Labor market clenches jaw ahead of Fed’s January meeting

December job gains help offset 76,000 cuts from prior two months’ totals

Labor market clenches jaw ahead of Fed’s January meeting

December job gains help offset 76,000 cuts from prior two months’ totals

The unemployment rate did not worsen, even improving slightly as payrolls made gains in December, too, new government employment figures show.

The unemployment rate eased from 4.6% in November to 4.4% last month, as payrolls grew by 50,000 jobs. The data suggests that a labor market that cooled significantly over the course of 2025 is in much the same state as it’s been in for months, and unlikely to crumble anytime soon.

Jobs data released Friday by the Bureau of Labor Statistics (BLS) included revisions to earlier estimates for October and November employment, a period covering the government shutdown that lasted from Oct 1. to Nov. 12, during which time government data collection and reporting offices were closed.

October payroll employment was revised down by 68,000 jobs, from a net loss of 105,000 to 173,000, while November totals were lowered by 8,000, from previously estimated net gains of 64,000 to a revised 56,000. The months’ combined jobs revision was 76,000 lower.

Retail trade lost jobs over the holiday season, while gains “continued to trend up” in food services and drinking places, health care and social assistance, BLS said in its December employment summary.

The number of people who were jobless for less than five weeks was 2.5 million in November, a jump of 316,000 from September. That number fell back to 2.3 million in December.

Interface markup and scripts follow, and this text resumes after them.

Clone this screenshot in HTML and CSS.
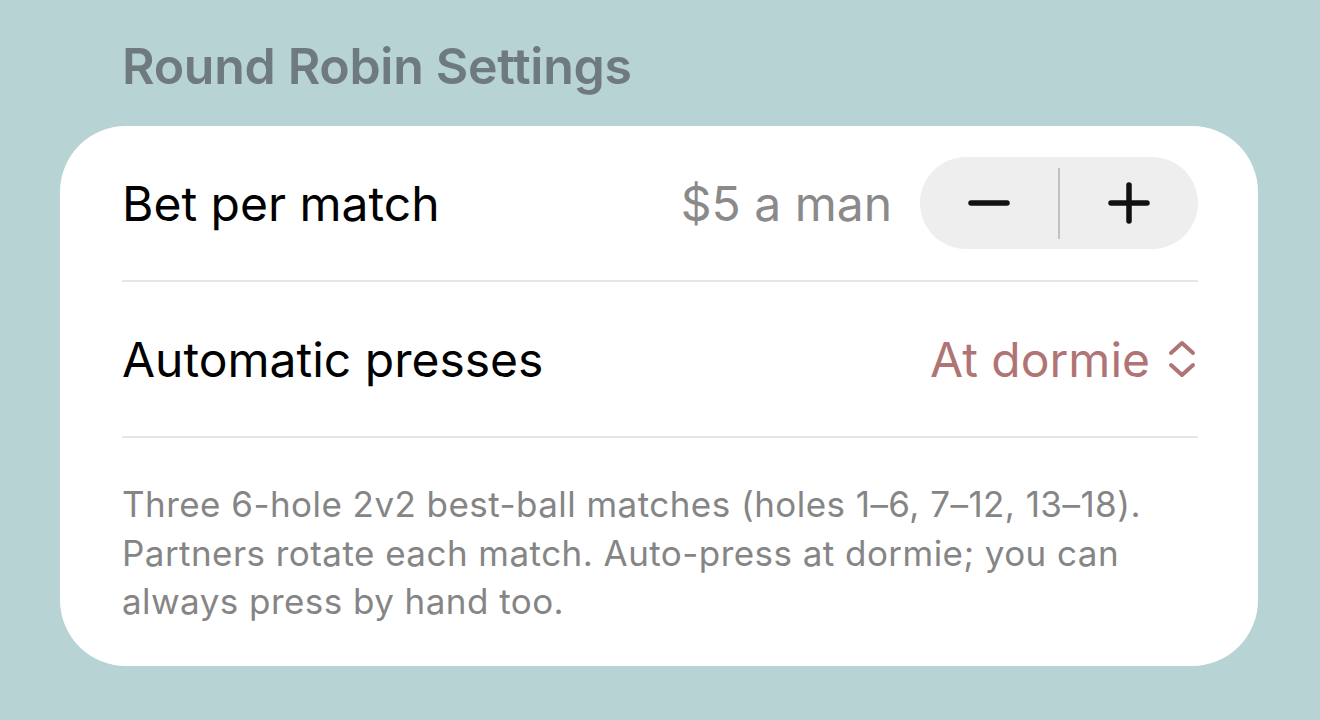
FILE: index.html
```html
<!DOCTYPE html>
<html>
<head>
<meta charset="utf-8">
<link rel="stylesheet" href="styles.css">
</head>
<body>
<div class="page">
  <h1 class="title">Round Robin Settings</h1>
  <section class="card">
    <div class="row">
      <span class="label">Bet per match</span>
      <div class="right">
        <span class="value">$5 a man</span>
        <div class="stepper">
          <button class="step" aria-label="Decrease">
            <svg width="42" height="42" viewBox="0 0 42 42"><path d="M3 21H39" stroke="#111" stroke-width="5.5" stroke-linecap="round"/></svg>
          </button>
          <span class="sep"></span>
          <button class="step" aria-label="Increase">
            <svg width="42" height="42" viewBox="0 0 42 42"><path d="M3 21H39M21 3V39" stroke="#111" stroke-width="5.5" stroke-linecap="round"/></svg>
          </button>
        </div>
      </div>
    </div>
    <div class="row">
      <span class="label">Automatic presses</span>
      <div class="picker">
        <span class="pick-value">At dormie</span>
        <svg width="28" height="38" viewBox="0 0 28 38"><path d="M3 13L14 3L25 13M3 25L14 35L25 25" fill="none" stroke="#b07474" stroke-width="4" stroke-linecap="round" stroke-linejoin="round"/></svg>
      </div>
    </div>
    <p class="footer">Three 6-hole 2v2 best-ball matches (holes 1–6, 7–12, 13–18). Partners rotate each match. Auto-press at dormie; you can always press by hand too.</p>
  </section>
</div>
</body>
</html>
```
FILE: styles.css
```css
* { box-sizing: border-box; }
html, body {
  margin: 0;
  padding: 0;
  background: #b7d3d4;
  font-family: Inter, "Noto Sans", sans-serif;
}
.page {
  padding: 0 62px 0 60px;
}
.title {
  margin: 0;
  padding: 36px 0 0 62px;
  height: 126px;
  font-size: 50px;
  font-weight: 600;
  line-height: 60px;
  color: #6e7a7e;
  letter-spacing: -0.3px;
}
.card {
  background: #fff;
  border-radius: 66px;
  padding: 0 60px 0 62px;
  height: 540px;
}
.row {
  display: flex;
  align-items: center;
  justify-content: space-between;
  height: 156px;
  border-bottom: 2px solid #e6e6e6;
}
.label {
  font-size: 48px;
  color: #000;
  letter-spacing: 0;
}
.right {
  display: flex;
  align-items: center;
  gap: 28px;
}
.value {
  font-size: 48px;
  color: #8a8a8a;
}
.stepper {
  display: flex;
  align-items: center;
  width: 278px;
  height: 92px;
  border-radius: 46px;
  background: #eeeeee;
}
.step {
  flex: 1;
  height: 100%;
  border: 0;
  background: transparent;
  padding: 0;
  display: flex;
  align-items: center;
  justify-content: center;
}
.sep {
  width: 2px;
  height: 71px;
  background: #c2c2c2;
}
.picker {
  display: flex;
  align-items: center;
  gap: 18px;
  padding-right: 2px;
}
.pick-value {
  font-size: 48px;
  color: #b07474;
}
.footer {
  margin: 0;
  padding-top: 42px;
  font-size: 35px;
  line-height: 48.5px;
  color: #858585;
  letter-spacing: 0.45px;
}
```
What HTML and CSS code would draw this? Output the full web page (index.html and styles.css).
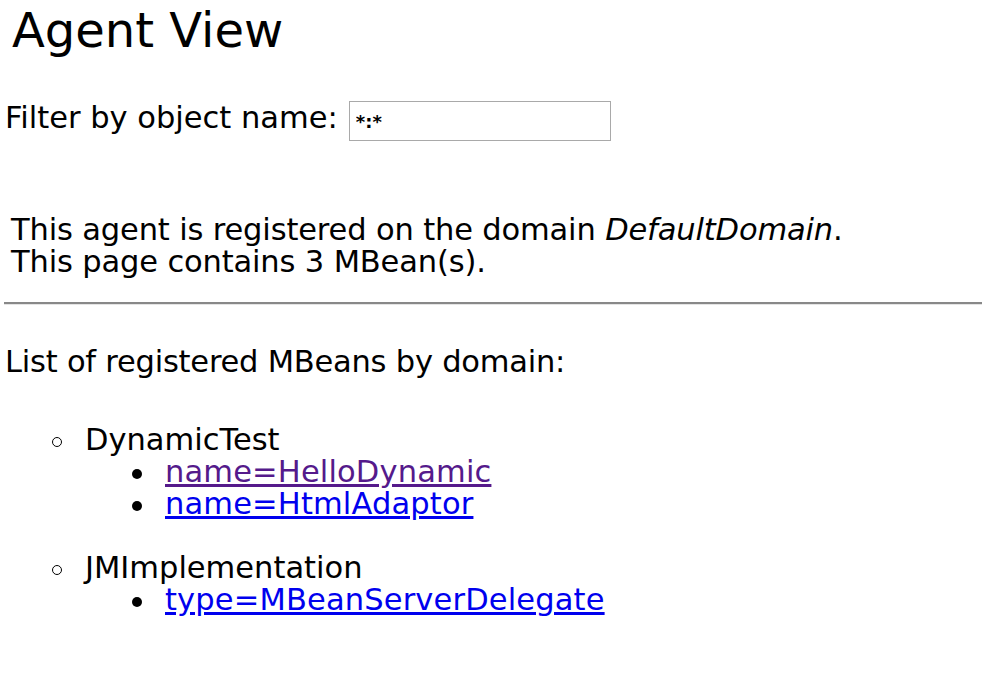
FILE: index.html
```html
<!DOCTYPE html>
<html>
<head>
<meta charset="utf-8">
<title>Agent View</title>
<link rel="stylesheet" href="styles.css">
</head>
<body>
<h1 class="title">Agent View</h1>
<form class="filter">
  <label class="filter-label" for="q">Filter by object name:</label>
  <input class="filter-input" id="q" type="text" value="*:*">
</form>
<p class="info">This agent is registered on the domain <em>DefaultDomain</em>.<br>This page contains 3 MBean(s).</p>
<hr class="rule">
<p class="list-title">List of registered MBeans by domain:</p>
<ul class="domains">
  <li class="domain">DynamicTest
    <ul class="beans">
      <li class="bean"><a class="visited" href="#">name=HelloDynamic</a></li>
      <li class="bean"><a href="#">name=HtmlAdaptor</a></li>
    </ul>
  </li>
  <li class="domain">JMImplementation
    <ul class="beans">
      <li class="bean"><a href="#">type=MBeanServerDelegate</a></li>
    </ul>
  </li>
</ul>
</body>
</html>
```
FILE: styles.css
```css
html, body {
  margin: 0;
  padding: 0;
  background: #fff;
}
body {
  font-family: "DejaVu Sans", sans-serif;
  font-size: 30.5px;
  line-height: 32px;
  color: #000;
}
.title {
  margin: 3px 0 0 12px;
  font-size: 48px;
  line-height: 54px;
  font-weight: normal;
}
.filter {
  display: flex;
  align-items: flex-start;
  margin: 44px 0 0 5px;
}
.filter-label {
  margin-top: 1px;
  margin-right: 11px;
}
.filter-input {
  box-sizing: border-box;
  width: 262px;
  height: 40px;
  margin: 0;
  padding: 0 6px;
  border: 1px solid #a9a9a9;
  font-family: "DejaVu Sans", sans-serif;
  font-size: 18px;
  font-weight: bold;
  color: #000;
  outline: none;
}
.info {
  margin: 73px 0 0 11px;
  letter-spacing: -0.15px;
}
.info em {
  font-style: italic;
}
.rule {
  height: 0;
  margin: 24px 0 0 4px;
  border: 0;
  border-top: 2px solid #888;
  border-bottom: 1px solid #e4e4e4;
}
.list-title {
  margin: 41px 0 0 5px;
  letter-spacing: -0.22px;
}
.domains {
  list-style: none;
  margin: 46px 0 0 0;
  padding: 0 0 0 85px;
}
.domain {
  margin-bottom: 32px;
}
.domain::before,
.bean::before {
  content: "";
  display: inline-block;
  box-sizing: border-box;
  width: 10px;
  height: 10px;
  margin-left: -33px;
  margin-right: 23px;
  border-radius: 50%;
  vertical-align: 3px;
}
.domain::before {
  border: 1.5px solid #000;
}
.beans {
  list-style: none;
  margin: 0;
  padding: 0 0 0 80px;
}
.bean::before {
  background: #000;
}
a {
  color: #0000ee;
  text-decoration: underline;
  letter-spacing: 0.15px;
}
a.visited {
  color: #551a8b;
}
```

Friday’s release comes on the heels of Wednesday’s update to the job openings and turnover survey (JOLTS) for November, which showed job openings fell by about 300,000 to 7.1 million, an aggregate 885,000 fewer in November over the course of the year.

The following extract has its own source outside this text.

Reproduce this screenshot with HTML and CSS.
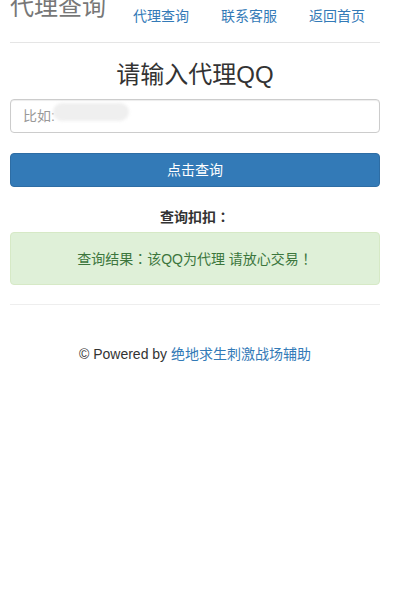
FILE: index.html
```html
<!DOCTYPE html>
<html lang="zh-CN">
<head>
<meta charset="utf-8">
<title>代理查询</title>
<link rel="stylesheet" href="styles.css">
</head>
<body>
<div class="container">
  <div class="header">
    <h3 class="brand">代理查询</h3>
    <ul class="nav">
      <li><a href="#">代理查询</a></li>
      <li><a href="#">联系客服</a></li>
      <li><a href="#">返回首页</a></li>
    </ul>
  </div>
  <h3 class="title">请输入代理QQ</h3>
  <div class="input-wrap">
    <input class="form-control" type="text" placeholder="比如:">
    <span class="mosaic"></span>
  </div>
  <button class="btn" type="button">点击查询</button>
  <div class="label">查询扣扣<span class="punct" lang="zh-TW">：</span></div>
  <div class="alert">查询结果<span class="punct" lang="zh-TW">：</span>该QQ为代理 请放心交易<span class="punct" lang="zh-TW">！</span></div>
  <hr class="divider">
  <footer class="footer">
    <p>© Powered by <a href="#">绝地求生刺激战场辅助</a></p>
  </footer>
</div>
</body>
</html>
```

FILE: styles.css
```css
html, body {
  margin: 0;
  padding: 0;
  background: #fff;
}
body {
  font-family: "Liberation Sans", Arial, "Noto Sans CJK SC", sans-serif;
  font-size: 14px;
  line-height: 20px;
  color: #333;
}
a {
  color: #337ab7;
  text-decoration: none;
}
.container {
  padding: 0 20px 0 10px;
}
.header {
  display: flex;
  justify-content: space-between;
  align-items: flex-start;
  height: 42px;
  border-bottom: 1px solid #e5e5e5;
}
.brand {
  margin: -5px 0 0 0;
  font-size: 24px;
  line-height: 24px;
  font-weight: 400;
  color: #777;
}
.nav {
  display: flex;
  list-style: none;
  margin: -4px 0 0 0;
  padding: 0;
}
.nav li + li {
  margin-left: 2px;
}
.nav a {
  display: block;
  padding: 10px 15px;
  line-height: 20px;
}
.title {
  margin: 19px 0 11px;
  font-size: 24px;
  line-height: 26px;
  font-weight: 400;
  text-align: center;
  color: #333;
}
.input-wrap {
  position: relative;
}
.form-control {
  display: block;
  box-sizing: border-box;
  width: 100%;
  height: 34px;
  margin: 0;
  padding: 6px 12px;
  font-family: inherit;
  font-size: 14px;
  line-height: 20px;
  color: #555;
  background: #fff;
  border: 1px solid #ccc;
  border-radius: 4px;
  box-shadow: inset 0 1px 1px rgba(0, 0, 0, .075);
  outline: none;
}
.form-control::placeholder {
  color: #999;
}
.mosaic {
  position: absolute;
  left: 43px;
  top: 4px;
  width: 76px;
  height: 18px;
  background: #efefef;
  border-radius: 9px;
  filter: blur(1.5px);
}
.btn {
  display: block;
  box-sizing: border-box;
  width: 100%;
  height: 34px;
  margin-top: 20px;
  padding: 6px 12px;
  font-family: inherit;
  font-size: 14px;
  line-height: 20px;
  color: #fff;
  background: #337ab7;
  border: 1px solid #2e6da4;
  border-radius: 4px;
}
.label {
  margin: 19px 0 5px;
  text-align: center;
  font-weight: 700;
}
.punct {
  font-family: "Noto Sans CJK TC", "Noto Sans CJK JP", sans-serif;
}
.alert {
  padding: 15px;
  text-align: center;
  color: #3c763d;
  background: #dff0d8;
  border: 1px solid #d6e9c6;
  border-radius: 4px;
}
.divider {
  margin: 19px 0 0;
  border: 0;
  border-top: 1px solid #eee;
}
.footer {
  padding-top: 39px;
  text-align: center;
}
.footer p {
  margin: 0;
  font-size: 14px;
  line-height: 21px;
}
```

“The low churn environment has underpinned a tenuous balance between labor demand and labor supply,” a team of Wells Fargo economists wrote about the JOLTS data in a market commentary. “With firms still cautious about expanding headcount, we expect job growth to remain subdued.”

Economists polled by FactSet had forecast December job gains of 55,000, rendering the initial government estimate of 50,000 gains modest if not market-shifting. That signal was reinforced by data released this week by payroll processing firm ADP, which showed private employers added 41,000 jobs in December, up from a loss of 29,000 in November.

In commentary shared with Scotsman Guide, Mike Fratantoni, chief economist at the Mortgage Bankers Association (MBA), said the December hiring rate was in line with the monthly average of 49,000 for the year, but much slower than the monthly pace of 168,000 in 2024.

“This report is fairly neutral with respect to its implications for the housing and mortgage markets,” said Fratantoni. “It reinforces the sense that the economy is slowly growing but does not increase the urgency for additional rate cuts.”

From a data perspective, the Federal Reserve and markets are still playing catch-up from the government shutdown. New-home sales and permitting data that had not been updated by the U.S. Census Bureau since August was just released Friday. The data that emerges, experts have cautioned, may show a degree of data degradation.

With its first Federal Open Market Committee (FOMC) meeting of 2026 — and subsequent rate-cut decision — scheduled for Jan. 27 and 28, markets currently expect the federal funds rate to remain unchanged to start the year, with labor market resilience still apparent.

“For the Federal Reserve, this mix supports a cautious pause at the January FOMC meeting, especially with officials split between inflation-focused hawks and more growth- and jobs-focused doves,” said Sam Williamson, senior economist at title insurance giant First American Financial Corp., in remarks shared with Scotsman Guide.

The U.S. central bank lowered its benchmark borrowing rate by 0.75% over the three months spanning September to December, leaving officials “inclined to give those moves time to work through the system before making additional adjustments,” he added.

That could mean mortgage rates remain near current levels in the low-6% range — three-year lows — for the foreseeable future.

“Mortgage rates are at their lowest level in 15 months, home price growth is slowing and inventory is on the rise,” said Lisa Sturtevant, chief economist of Bright MLS, in a statement shared with Scotsman Guide. These trends point to improved affordability, which could invite more homebuyers into the market, she says.

In the mortgage market, however, optimism for a stronger spring homebuying season must translate to greater certainty among buyers, who proved cautious in 2025 amid wide-ranging economic and political uncertainties.

“There is still a lot of pent-up demand in the market and it’s an open question still about what is going to win out — improved affordability or economic uncertainty,” said Sturtevant.